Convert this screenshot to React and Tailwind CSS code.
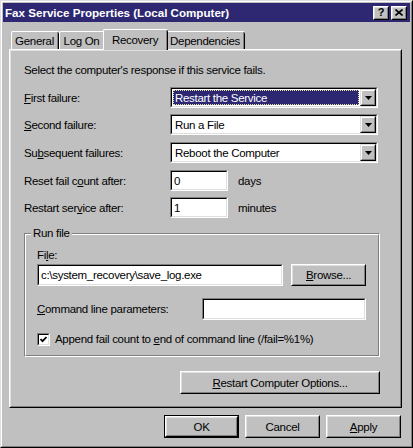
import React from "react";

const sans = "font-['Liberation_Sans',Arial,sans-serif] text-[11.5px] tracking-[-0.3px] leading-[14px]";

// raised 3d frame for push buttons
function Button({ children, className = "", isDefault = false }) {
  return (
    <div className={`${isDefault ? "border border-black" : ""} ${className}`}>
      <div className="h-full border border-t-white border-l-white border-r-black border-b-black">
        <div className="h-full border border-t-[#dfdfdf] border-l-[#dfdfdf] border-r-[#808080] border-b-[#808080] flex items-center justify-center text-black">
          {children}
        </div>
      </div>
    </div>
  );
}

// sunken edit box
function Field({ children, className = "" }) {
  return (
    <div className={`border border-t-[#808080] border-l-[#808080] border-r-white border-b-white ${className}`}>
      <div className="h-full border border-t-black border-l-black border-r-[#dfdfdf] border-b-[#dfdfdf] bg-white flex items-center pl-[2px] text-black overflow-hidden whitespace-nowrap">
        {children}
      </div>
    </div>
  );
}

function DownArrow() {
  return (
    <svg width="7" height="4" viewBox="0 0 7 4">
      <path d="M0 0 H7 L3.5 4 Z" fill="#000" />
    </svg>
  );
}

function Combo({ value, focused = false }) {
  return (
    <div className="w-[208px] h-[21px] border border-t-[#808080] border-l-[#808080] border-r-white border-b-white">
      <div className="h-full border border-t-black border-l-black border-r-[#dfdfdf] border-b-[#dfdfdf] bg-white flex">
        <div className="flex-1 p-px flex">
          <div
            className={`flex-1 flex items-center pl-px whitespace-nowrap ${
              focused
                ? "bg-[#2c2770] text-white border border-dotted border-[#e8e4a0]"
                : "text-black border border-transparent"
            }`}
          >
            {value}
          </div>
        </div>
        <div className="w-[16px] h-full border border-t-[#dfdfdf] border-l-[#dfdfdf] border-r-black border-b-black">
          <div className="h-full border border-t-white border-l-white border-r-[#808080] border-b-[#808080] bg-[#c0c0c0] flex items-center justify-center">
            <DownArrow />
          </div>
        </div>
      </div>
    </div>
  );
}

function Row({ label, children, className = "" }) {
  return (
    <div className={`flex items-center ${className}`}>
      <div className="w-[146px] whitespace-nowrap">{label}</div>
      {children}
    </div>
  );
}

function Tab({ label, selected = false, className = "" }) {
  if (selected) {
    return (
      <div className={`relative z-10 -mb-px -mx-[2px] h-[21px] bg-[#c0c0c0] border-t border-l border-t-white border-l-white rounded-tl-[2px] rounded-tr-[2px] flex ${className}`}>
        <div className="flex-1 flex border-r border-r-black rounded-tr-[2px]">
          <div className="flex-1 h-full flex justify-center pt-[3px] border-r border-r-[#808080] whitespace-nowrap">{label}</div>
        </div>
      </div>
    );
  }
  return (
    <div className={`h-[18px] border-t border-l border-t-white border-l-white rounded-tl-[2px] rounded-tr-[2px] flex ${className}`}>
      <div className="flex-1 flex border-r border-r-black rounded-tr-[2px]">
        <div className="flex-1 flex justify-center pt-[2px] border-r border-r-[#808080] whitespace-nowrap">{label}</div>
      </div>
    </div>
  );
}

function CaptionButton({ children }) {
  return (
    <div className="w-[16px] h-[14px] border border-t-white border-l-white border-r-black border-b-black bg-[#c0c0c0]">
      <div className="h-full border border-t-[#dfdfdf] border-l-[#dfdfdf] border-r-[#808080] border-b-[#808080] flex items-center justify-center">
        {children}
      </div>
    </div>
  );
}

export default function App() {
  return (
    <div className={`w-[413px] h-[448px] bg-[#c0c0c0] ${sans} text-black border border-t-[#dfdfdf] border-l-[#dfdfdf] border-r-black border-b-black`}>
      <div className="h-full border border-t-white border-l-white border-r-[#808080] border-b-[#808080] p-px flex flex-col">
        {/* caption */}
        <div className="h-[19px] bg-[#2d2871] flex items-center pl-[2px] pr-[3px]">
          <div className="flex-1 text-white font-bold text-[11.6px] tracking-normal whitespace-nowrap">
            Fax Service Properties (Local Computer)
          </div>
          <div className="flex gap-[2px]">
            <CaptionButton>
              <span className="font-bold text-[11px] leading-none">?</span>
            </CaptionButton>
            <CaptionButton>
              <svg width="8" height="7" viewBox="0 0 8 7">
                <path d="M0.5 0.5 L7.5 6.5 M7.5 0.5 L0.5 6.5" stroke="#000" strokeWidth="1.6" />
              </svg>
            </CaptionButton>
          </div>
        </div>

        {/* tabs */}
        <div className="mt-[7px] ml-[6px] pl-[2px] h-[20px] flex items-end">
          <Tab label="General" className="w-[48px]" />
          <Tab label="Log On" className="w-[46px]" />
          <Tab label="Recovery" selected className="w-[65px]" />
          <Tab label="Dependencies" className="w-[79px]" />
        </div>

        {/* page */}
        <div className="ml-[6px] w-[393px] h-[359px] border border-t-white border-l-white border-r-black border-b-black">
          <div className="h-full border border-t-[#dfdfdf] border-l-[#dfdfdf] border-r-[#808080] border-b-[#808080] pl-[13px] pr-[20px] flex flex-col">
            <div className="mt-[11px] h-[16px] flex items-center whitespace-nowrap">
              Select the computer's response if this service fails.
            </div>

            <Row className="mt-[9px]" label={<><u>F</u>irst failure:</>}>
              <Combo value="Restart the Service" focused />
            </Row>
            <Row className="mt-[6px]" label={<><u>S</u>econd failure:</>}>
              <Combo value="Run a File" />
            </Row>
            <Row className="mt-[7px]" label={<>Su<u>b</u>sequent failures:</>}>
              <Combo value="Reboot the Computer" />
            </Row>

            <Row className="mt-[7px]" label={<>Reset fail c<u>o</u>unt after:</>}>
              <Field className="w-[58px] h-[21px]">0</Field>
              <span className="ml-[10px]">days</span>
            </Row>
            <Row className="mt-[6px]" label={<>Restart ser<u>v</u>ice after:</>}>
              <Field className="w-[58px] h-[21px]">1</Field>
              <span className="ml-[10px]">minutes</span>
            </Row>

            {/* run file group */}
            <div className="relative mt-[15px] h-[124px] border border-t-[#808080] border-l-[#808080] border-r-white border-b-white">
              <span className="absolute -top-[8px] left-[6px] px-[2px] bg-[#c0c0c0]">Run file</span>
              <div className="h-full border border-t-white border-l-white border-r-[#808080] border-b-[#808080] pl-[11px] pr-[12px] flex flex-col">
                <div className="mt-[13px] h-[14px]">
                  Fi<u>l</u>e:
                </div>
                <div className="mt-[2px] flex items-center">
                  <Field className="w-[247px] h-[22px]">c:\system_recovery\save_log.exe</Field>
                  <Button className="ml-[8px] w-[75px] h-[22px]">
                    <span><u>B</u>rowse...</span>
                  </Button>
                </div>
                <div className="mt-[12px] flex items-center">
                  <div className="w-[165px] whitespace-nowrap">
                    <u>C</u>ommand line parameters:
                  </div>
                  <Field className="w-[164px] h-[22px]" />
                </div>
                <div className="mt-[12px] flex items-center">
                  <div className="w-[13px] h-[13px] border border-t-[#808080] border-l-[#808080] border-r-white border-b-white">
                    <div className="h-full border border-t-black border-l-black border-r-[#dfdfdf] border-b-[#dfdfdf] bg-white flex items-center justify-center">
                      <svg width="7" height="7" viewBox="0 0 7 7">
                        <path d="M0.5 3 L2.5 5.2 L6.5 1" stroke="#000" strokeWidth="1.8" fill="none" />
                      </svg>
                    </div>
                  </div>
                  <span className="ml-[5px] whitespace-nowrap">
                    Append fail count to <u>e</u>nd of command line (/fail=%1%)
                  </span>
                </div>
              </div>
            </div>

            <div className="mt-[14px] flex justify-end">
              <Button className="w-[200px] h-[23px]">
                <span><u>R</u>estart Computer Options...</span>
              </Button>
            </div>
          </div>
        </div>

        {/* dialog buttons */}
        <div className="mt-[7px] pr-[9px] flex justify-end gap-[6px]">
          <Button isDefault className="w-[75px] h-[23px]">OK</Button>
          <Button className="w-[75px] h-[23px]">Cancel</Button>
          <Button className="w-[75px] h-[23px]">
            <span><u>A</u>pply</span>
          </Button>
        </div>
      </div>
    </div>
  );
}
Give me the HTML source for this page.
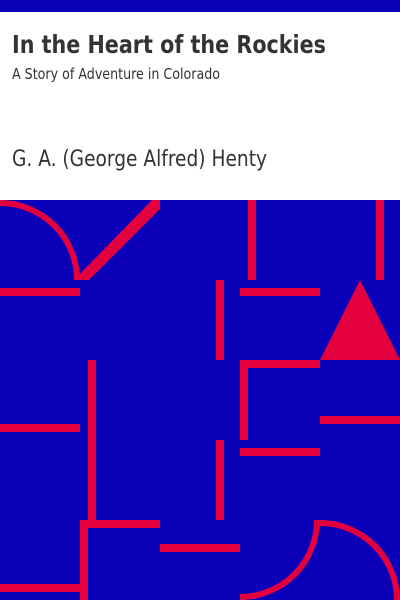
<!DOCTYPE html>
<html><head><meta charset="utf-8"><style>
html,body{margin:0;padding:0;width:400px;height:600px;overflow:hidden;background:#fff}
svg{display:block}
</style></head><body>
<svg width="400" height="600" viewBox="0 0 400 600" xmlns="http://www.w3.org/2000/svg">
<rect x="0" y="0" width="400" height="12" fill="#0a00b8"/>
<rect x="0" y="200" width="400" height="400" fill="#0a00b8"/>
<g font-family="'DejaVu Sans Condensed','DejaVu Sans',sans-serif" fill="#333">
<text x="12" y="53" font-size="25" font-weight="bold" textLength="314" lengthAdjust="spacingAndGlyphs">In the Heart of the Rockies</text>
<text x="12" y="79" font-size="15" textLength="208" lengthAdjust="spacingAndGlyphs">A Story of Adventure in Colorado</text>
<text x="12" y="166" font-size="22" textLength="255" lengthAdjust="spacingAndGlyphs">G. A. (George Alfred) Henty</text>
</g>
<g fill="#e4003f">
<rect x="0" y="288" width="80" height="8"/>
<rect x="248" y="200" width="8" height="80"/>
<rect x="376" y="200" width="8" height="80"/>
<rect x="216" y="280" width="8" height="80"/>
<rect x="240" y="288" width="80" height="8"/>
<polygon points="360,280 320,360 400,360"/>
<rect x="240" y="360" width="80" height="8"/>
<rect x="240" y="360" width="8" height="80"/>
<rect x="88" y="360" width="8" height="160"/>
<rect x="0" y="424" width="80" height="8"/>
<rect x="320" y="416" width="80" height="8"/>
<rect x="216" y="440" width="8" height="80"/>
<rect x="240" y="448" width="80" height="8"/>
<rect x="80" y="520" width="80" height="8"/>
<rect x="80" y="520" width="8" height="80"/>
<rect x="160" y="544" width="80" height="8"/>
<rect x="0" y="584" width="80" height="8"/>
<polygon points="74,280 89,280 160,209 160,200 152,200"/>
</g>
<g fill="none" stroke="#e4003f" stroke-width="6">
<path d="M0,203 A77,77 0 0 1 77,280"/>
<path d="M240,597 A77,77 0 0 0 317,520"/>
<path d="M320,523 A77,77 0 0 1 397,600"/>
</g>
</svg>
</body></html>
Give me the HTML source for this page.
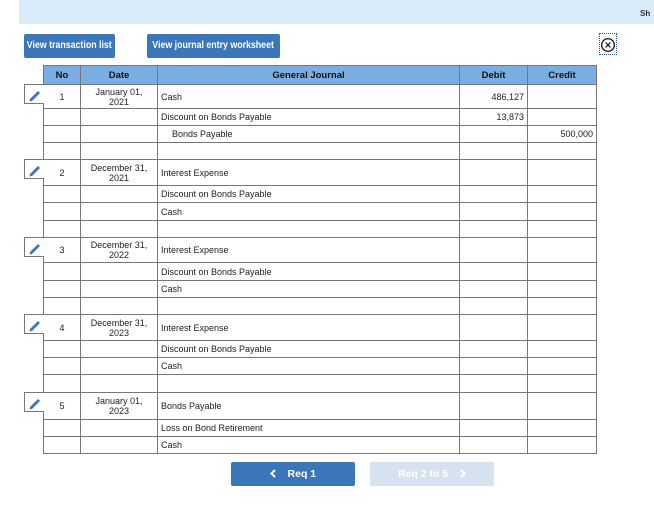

==*==

What to produce: Gather up the lines that contain the word "this".

Output below:
Convert this screenshot to React and Tailwind CSS code.
              Select the computer's response if this service fails.
Give me the HTML source for this page.
Give me the HTML source for this page.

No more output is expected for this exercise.